Class overview
- Operators: People's Liberation Army Navy
- Completed: 8+

General characteristics
- Type: Gunboat
- Displacement: 360 tonnes (350 long tons; 400 short tons)
- Length: 58.77 m (192 ft 10 in)
- Beam: 7.2 m (23 ft 7 in)
- Draft: 2.2 m (7 ft 3 in)
- Propulsion: 4 x diesel engines @ 8,800 hp with 4 shafts
- Speed: 30.5 knots (56.5 km/h; 35.1 mph)
- Range: 2,000 mi (3,200 km) at 14 knots (26 km/h; 16 mph)
- Complement: 57
- Sensors & processing systems: 1 × navigational or surface search radar
- Armament: 4 × Chinese Type 69 14.5 mm heavy machine guns (2×2); 2 × depth charge rails;

= Type 206-class gunboat =

Chinese navy ship

The Type 206 class gunboat is a gunboat of the People's Republic of China's People's Liberation Army Navy. Also known as the Huludao class, it is a simplified version of the Type 037 class submarine chaser (also known as the Hainan class).
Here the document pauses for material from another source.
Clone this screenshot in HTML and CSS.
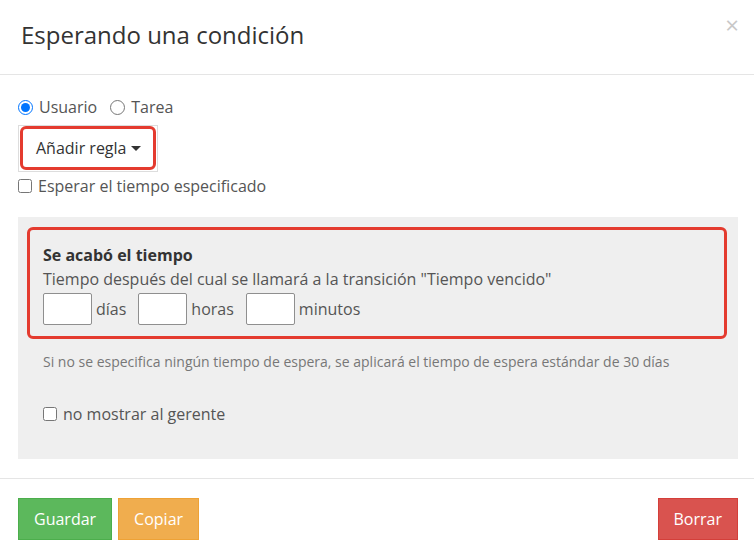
FILE: index.html
```html
<!DOCTYPE html>
<html lang="es">
<head>
    <meta charset="UTF-8">
    <title>Esperando una condición</title>
    <link rel="stylesheet" href="styles.css">
</head>
<body>
    <div class="modal">
        <div class="modal-header">
            <h4 class="modal-title">Esperando una condición</h4>
            <span class="close">&times;</span>
        </div>

        <div class="modal-body">
            <div class="radio-row">
                <label><input type="radio" name="tipo" checked> Usuario</label>
                <label><input type="radio" name="tipo"> Tarea</label>
            </div>

            <div class="rule-wrap">
                <button type="button" class="rule-btn">Añadir regla <span class="caret"></span></button>
            </div>

            <label class="check"><input type="checkbox"> Esperar el tiempo especificado</label>

            <div class="panel">
                <div class="timeout-box">
                    <div class="timeout-title">Se acabó el tiempo</div>
                    <div class="timeout-desc">Tiempo después del cual se llamará a la transición "Tiempo vencido"</div>
                    <div class="time-row">
                        <input type="text" class="time-input"><span class="unit">días</span>
                        <input type="text" class="time-input"><span class="unit">horas</span>
                        <input type="text" class="time-input"><span class="unit">minutos</span>
                    </div>
                </div>
                <p class="note">Si no se especifica ningún tiempo de espera, se aplicará el tiempo de espera estándar de 30 días</p>
                <label class="check manager"><input type="checkbox"> no mostrar al gerente</label>
            </div>
        </div>

        <div class="modal-footer">
            <button type="button" class="btn btn-success">Guardar</button>
            <button type="button" class="btn btn-warning">Copiar</button>
            <button type="button" class="btn btn-danger right">Borrar</button>
        </div>
    </div>
</body>
</html>
```

FILE: styles.css
```css
* {
    margin: 0;
    padding: 0;
    box-sizing: border-box;
}

body {
    font-family: 'Open Sans', 'Lato', sans-serif;
    background: #fff;
    color: #555;
    font-size: 16px;
}

.modal {
    width: 754px;
    height: 554px;
    background: #fff;
}

.modal-header {
    height: 75px;
    padding: 20px 15px 0 21px;
    border-bottom: 1px solid #e5e5e5;
    display: flex;
    justify-content: space-between;
    align-items: flex-start;
}

.modal-title {
    font-size: 24px;
    font-weight: 400;
    color: #333;
    line-height: 30px;
}

.close {
    color: #c8c8c8;
    font-size: 24px;
    line-height: 20px;
    margin-top: -5px;
}

.modal-body {
    padding: 22px 16px 19px 18px;
}

.radio-row {
    display: flex;
    gap: 13px;
    line-height: 20px;
}

.radio-row label,
.check {
    display: flex;
    align-items: center;
    gap: 6px;
}

.radio-row input {
    width: 15px;
    height: 15px;
    accent-color: #0075ff;
}

.rule-wrap {
    display: inline-block;
    margin-top: 8px;
    border: 1px solid #ddd;
    padding: 0 1px 1px 1px;
}

.rule-btn {
    font-family: inherit;
    font-size: 16px;
    color: #333;
    background: #fff;
    border: 3px solid #e43b2f;
    border-radius: 6px;
    padding: 10px 12px 10px 13px;
    line-height: 18px;
    display: flex;
    align-items: center;
    gap: 5px;
}

.caret {
    width: 0;
    height: 0;
    border-left: 5px solid transparent;
    border-right: 5px solid transparent;
    border-top: 5px solid #333;
}

.check input {
    width: 14px;
    height: 14px;
}

.modal-body > .check {
    margin-top: 4px;
    line-height: 20px;
}

.panel {
    margin-top: 21px;
    background: #efefef;
    padding: 10px 11px 35px 9px;
}

.timeout-box {
    border: 3px solid #e43b2f;
    border-radius: 6px;
    padding: 13px 13px 11px 13px;
}

.timeout-title {
    font-weight: 700;
    color: #333;
    line-height: 24px;
}

.timeout-desc {
    line-height: 24px;
}

.time-row {
    display: flex;
    align-items: center;
    margin-top: 2px;
}

.time-input {
    width: 49px;
    height: 32px;
    border: 1px solid #8f8f8f;
    border-radius: 2px;
    background: #fff;
}

.unit {
    margin: 0 12px 0 4px;
}

.note {
    font-size: 14px;
    color: #777;
    padding: 14px 0 0 16px;
    line-height: 18px;
}

.manager {
    margin: 33px 0 0 16px;
    line-height: 20px;
}

.modal-footer {
    border-top: 1px solid #e5e5e5;
    padding: 19px 16px 0 18px;
    display: flex;
    gap: 6px;
}

.btn {
    font-family: inherit;
    font-size: 16px;
    color: #fff;
    height: 42px;
    padding: 0 15px;
    border: 1px solid;
    border-radius: 0;
}

.btn-success {
    background: #5cb85c;
    border-color: #4cae4c;
}

.btn-warning {
    background: #f0ad4e;
    border-color: #eea236;
}

.btn-danger {
    background: #d9534f;
    border-color: #d43f3a;
}

.right {
    margin-left: auto;
}
```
Used for patrol duties, it has slightly reduced displacement, but an enlarged superstructure.

==Construction==
A total of seven of this class were sold to Algeria from 1990 to 1991. At least one unit remained in People's Liberation Army Navy service for training and patrol missions, with unconfirmed reports that the Chinese unit was up-gunned. The specification of the Type 206 class gunboat is generally similar to that of the Type 037 class submarine chaser except for its much lighter armament, making it more suited for patrolling friendly coastal areas.

==Designation==
Although the Chinese classified this vessel as gunboat, its missions and weaponry were more like those of patrol boats, and due to the drastic reduction of the number of the crew, the living conditions were significantly better. After evaluating the class, the Chinese eventually developed a much smaller 80 ton type harbor security and patrol boat to replace the obsolete and aging Shantou, Beihai, Huangpu and Yulin classes of gunboats performing the patrol duties, thus breaking the long tradition of the People's Liberation Army Navy of having no dedicated patrol boats.